> _What the task asks_:
Please transcribe the data below exactly. Leave the pictures out.
╭─ Data
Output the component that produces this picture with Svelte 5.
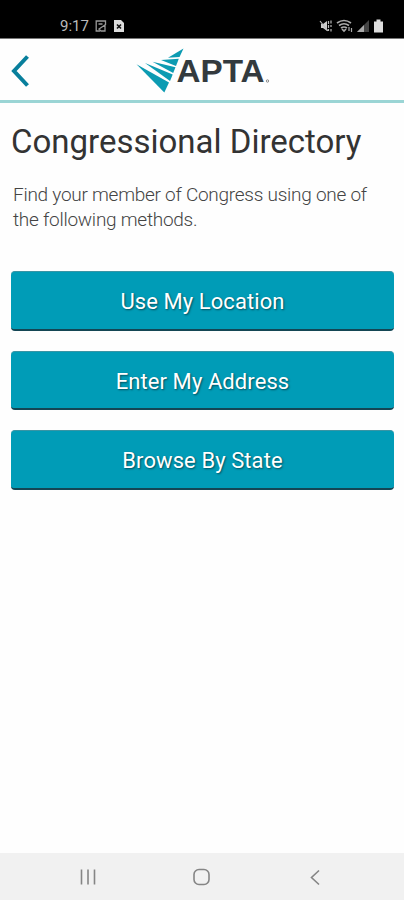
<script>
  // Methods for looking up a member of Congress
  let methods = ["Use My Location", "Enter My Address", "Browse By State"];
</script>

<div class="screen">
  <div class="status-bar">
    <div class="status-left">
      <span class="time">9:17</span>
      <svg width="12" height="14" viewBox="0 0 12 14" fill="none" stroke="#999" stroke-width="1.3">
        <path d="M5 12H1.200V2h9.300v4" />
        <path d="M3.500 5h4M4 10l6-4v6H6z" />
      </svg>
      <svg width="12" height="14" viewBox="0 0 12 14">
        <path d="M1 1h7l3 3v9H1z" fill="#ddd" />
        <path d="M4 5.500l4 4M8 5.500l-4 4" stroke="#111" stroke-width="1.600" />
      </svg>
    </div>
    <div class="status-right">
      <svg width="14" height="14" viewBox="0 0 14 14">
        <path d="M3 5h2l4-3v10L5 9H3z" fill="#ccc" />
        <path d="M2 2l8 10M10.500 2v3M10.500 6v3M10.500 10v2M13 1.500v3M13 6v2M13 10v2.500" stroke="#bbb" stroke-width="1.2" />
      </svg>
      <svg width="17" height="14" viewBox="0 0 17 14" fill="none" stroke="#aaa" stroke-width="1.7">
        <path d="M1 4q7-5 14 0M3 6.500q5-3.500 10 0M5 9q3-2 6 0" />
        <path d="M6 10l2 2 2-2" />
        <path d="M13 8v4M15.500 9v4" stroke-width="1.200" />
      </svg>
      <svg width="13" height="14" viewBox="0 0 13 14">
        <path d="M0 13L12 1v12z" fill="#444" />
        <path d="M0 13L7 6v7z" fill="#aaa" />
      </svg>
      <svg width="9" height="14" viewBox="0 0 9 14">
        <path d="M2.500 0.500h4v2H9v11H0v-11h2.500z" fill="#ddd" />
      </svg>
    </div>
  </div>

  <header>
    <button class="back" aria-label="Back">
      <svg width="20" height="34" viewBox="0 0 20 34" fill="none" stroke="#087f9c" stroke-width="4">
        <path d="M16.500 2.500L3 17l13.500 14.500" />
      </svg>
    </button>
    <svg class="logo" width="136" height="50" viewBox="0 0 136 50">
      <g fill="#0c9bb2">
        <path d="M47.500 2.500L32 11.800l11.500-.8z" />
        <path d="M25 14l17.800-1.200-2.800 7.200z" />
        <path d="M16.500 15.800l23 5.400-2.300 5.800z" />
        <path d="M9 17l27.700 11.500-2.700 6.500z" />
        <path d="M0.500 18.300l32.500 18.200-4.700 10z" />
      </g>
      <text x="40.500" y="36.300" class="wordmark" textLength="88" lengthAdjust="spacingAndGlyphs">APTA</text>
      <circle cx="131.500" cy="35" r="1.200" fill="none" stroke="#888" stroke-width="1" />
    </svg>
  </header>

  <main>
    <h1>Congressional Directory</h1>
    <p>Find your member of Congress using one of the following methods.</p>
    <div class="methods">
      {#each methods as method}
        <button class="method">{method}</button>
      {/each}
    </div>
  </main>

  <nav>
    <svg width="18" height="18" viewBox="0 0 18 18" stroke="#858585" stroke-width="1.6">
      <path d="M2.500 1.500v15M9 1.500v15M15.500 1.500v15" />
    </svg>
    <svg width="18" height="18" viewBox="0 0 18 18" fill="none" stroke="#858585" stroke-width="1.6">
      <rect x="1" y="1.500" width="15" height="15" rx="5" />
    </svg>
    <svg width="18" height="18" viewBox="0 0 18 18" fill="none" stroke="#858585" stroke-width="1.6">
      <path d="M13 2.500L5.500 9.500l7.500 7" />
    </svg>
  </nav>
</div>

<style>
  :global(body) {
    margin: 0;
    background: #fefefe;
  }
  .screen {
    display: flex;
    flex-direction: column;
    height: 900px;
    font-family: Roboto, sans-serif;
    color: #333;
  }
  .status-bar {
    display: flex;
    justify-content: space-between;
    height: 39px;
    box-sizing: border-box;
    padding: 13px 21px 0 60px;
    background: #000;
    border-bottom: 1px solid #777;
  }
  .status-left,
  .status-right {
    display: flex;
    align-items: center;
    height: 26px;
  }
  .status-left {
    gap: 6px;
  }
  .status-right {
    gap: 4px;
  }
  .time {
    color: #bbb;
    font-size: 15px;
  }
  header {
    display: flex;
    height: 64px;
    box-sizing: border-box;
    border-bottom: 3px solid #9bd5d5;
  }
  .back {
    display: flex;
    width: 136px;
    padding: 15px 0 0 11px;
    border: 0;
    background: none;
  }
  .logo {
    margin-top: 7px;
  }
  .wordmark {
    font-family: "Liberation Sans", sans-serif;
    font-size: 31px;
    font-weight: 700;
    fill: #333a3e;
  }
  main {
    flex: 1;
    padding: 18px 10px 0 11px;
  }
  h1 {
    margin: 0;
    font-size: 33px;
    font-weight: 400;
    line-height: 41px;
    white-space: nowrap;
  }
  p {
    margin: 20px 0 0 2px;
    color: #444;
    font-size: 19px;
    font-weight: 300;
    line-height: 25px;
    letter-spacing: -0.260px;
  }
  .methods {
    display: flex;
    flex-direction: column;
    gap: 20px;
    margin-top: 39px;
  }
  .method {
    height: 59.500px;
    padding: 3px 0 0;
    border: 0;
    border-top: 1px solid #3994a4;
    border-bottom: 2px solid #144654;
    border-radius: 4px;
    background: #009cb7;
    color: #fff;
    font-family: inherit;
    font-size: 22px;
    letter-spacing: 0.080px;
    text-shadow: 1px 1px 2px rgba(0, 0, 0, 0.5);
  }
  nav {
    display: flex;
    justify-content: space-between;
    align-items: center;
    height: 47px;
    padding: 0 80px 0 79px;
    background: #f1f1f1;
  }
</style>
╰─
> _Answer to the problem_:
Output the component that produces this picture with Svelte 5.
<script>
  // Methods for looking up a member of Congress
  let methods = ["Use My Location", "Enter My Address", "Browse By State"];
</script>

<div class="screen">
  <div class="status-bar">
    <div class="status-left">
      <span class="time">9:17</span>
      <svg width="12" height="14" viewBox="0 0 12 14" fill="none" stroke="#999" stroke-width="1.3">
        <path d="M5 12H1.200V2h9.300v4" />
        <path d="M3.500 5h4M4 10l6-4v6H6z" />
      </svg>
      <svg width="12" height="14" viewBox="0 0 12 14">
        <path d="M1 1h7l3 3v9H1z" fill="#ddd" />
        <path d="M4 5.500l4 4M8 5.500l-4 4" stroke="#111" stroke-width="1.600" />
      </svg>
    </div>
    <div class="status-right">
      <svg width="14" height="14" viewBox="0 0 14 14">
        <path d="M3 5h2l4-3v10L5 9H3z" fill="#ccc" />
        <path d="M2 2l8 10M10.500 2v3M10.500 6v3M10.500 10v2M13 1.500v3M13 6v2M13 10v2.500" stroke="#bbb" stroke-width="1.2" />
      </svg>
      <svg width="17" height="14" viewBox="0 0 17 14" fill="none" stroke="#aaa" stroke-width="1.7">
        <path d="M1 4q7-5 14 0M3 6.500q5-3.500 10 0M5 9q3-2 6 0" />
        <path d="M6 10l2 2 2-2" />
        <path d="M13 8v4M15.500 9v4" stroke-width="1.200" />
      </svg>
      <svg width="13" height="14" viewBox="0 0 13 14">
        <path d="M0 13L12 1v12z" fill="#444" />
        <path d="M0 13L7 6v7z" fill="#aaa" />
      </svg>
      <svg width="9" height="14" viewBox="0 0 9 14">
        <path d="M2.500 0.500h4v2H9v11H0v-11h2.500z" fill="#ddd" />
      </svg>
    </div>
  </div>

  <header>
    <button class="back" aria-label="Back">
      <svg width="20" height="34" viewBox="0 0 20 34" fill="none" stroke="#087f9c" stroke-width="4">
        <path d="M16.500 2.500L3 17l13.500 14.500" />
      </svg>
    </button>
    <svg class="logo" width="136" height="50" viewBox="0 0 136 50">
      <g fill="#0c9bb2">
        <path d="M47.500 2.500L32 11.800l11.500-.8z" />
        <path d="M25 14l17.800-1.200-2.800 7.200z" />
        <path d="M16.500 15.800l23 5.400-2.300 5.800z" />
        <path d="M9 17l27.700 11.500-2.700 6.500z" />
        <path d="M0.500 18.300l32.500 18.200-4.700 10z" />
      </g>
      <text x="40.500" y="36.300" class="wordmark" textLength="88" lengthAdjust="spacingAndGlyphs">APTA</text>
      <circle cx="131.500" cy="35" r="1.200" fill="none" stroke="#888" stroke-width="1" />
    </svg>
  </header>

  <main>
    <h1>Congressional Directory</h1>
    <p>Find your member of Congress using one of the following methods.</p>
    <div class="methods">
      {#each methods as method}
        <button class="method">{method}</button>
      {/each}
    </div>
  </main>

  <nav>
    <svg width="18" height="18" viewBox="0 0 18 18" stroke="#858585" stroke-width="1.6">
      <path d="M2.500 1.500v15M9 1.500v15M15.500 1.500v15" />
    </svg>
    <svg width="18" height="18" viewBox="0 0 18 18" fill="none" stroke="#858585" stroke-width="1.6">
      <rect x="1" y="1.500" width="15" height="15" rx="5" />
    </svg>
    <svg width="18" height="18" viewBox="0 0 18 18" fill="none" stroke="#858585" stroke-width="1.6">
      <path d="M13 2.500L5.500 9.500l7.500 7" />
    </svg>
  </nav>
</div>

<style>
  :global(body) {
    margin: 0;
    background: #fefefe;
  }
  .screen {
    display: flex;
    flex-direction: column;
    height: 900px;
    font-family: Roboto, sans-serif;
    color: #333;
  }
  .status-bar {
    display: flex;
    justify-content: space-between;
    height: 39px;
    box-sizing: border-box;
    padding: 13px 21px 0 60px;
    background: #000;
    border-bottom: 1px solid #777;
  }
  .status-left,
  .status-right {
    display: flex;
    align-items: center;
    height: 26px;
  }
  .status-left {
    gap: 6px;
  }
  .status-right {
    gap: 4px;
  }
  .time {
    color: #bbb;
    font-size: 15px;
  }
  header {
    display: flex;
    height: 64px;
    box-sizing: border-box;
    border-bottom: 3px solid #9bd5d5;
  }
  .back {
    display: flex;
    width: 136px;
    padding: 15px 0 0 11px;
    border: 0;
    background: none;
  }
  .logo {
    margin-top: 7px;
  }
  .wordmark {
    font-family: "Liberation Sans", sans-serif;
    font-size: 31px;
    font-weight: 700;
    fill: #333a3e;
  }
  main {
    flex: 1;
    padding: 18px 10px 0 11px;
  }
  h1 {
    margin: 0;
    font-size: 33px;
    font-weight: 400;
    line-height: 41px;
    white-space: nowrap;
  }
  p {
    margin: 20px 0 0 2px;
    color: #444;
    font-size: 19px;
    font-weight: 300;
    line-height: 25px;
    letter-spacing: -0.260px;
  }
  .methods {
    display: flex;
    flex-direction: column;
    gap: 20px;
    margin-top: 39px;
  }
  .method {
    height: 59.500px;
    padding: 3px 0 0;
    border: 0;
    border-top: 1px solid #3994a4;
    border-bottom: 2px solid #144654;
    border-radius: 4px;
    background: #009cb7;
    color: #fff;
    font-family: inherit;
    font-size: 22px;
    letter-spacing: 0.080px;
    text-shadow: 1px 1px 2px rgba(0, 0, 0, 0.5);
  }
  nav {
    display: flex;
    justify-content: space-between;
    align-items: center;
    height: 47px;
    padding: 0 80px 0 79px;
    background: #f1f1f1;
  }
</style>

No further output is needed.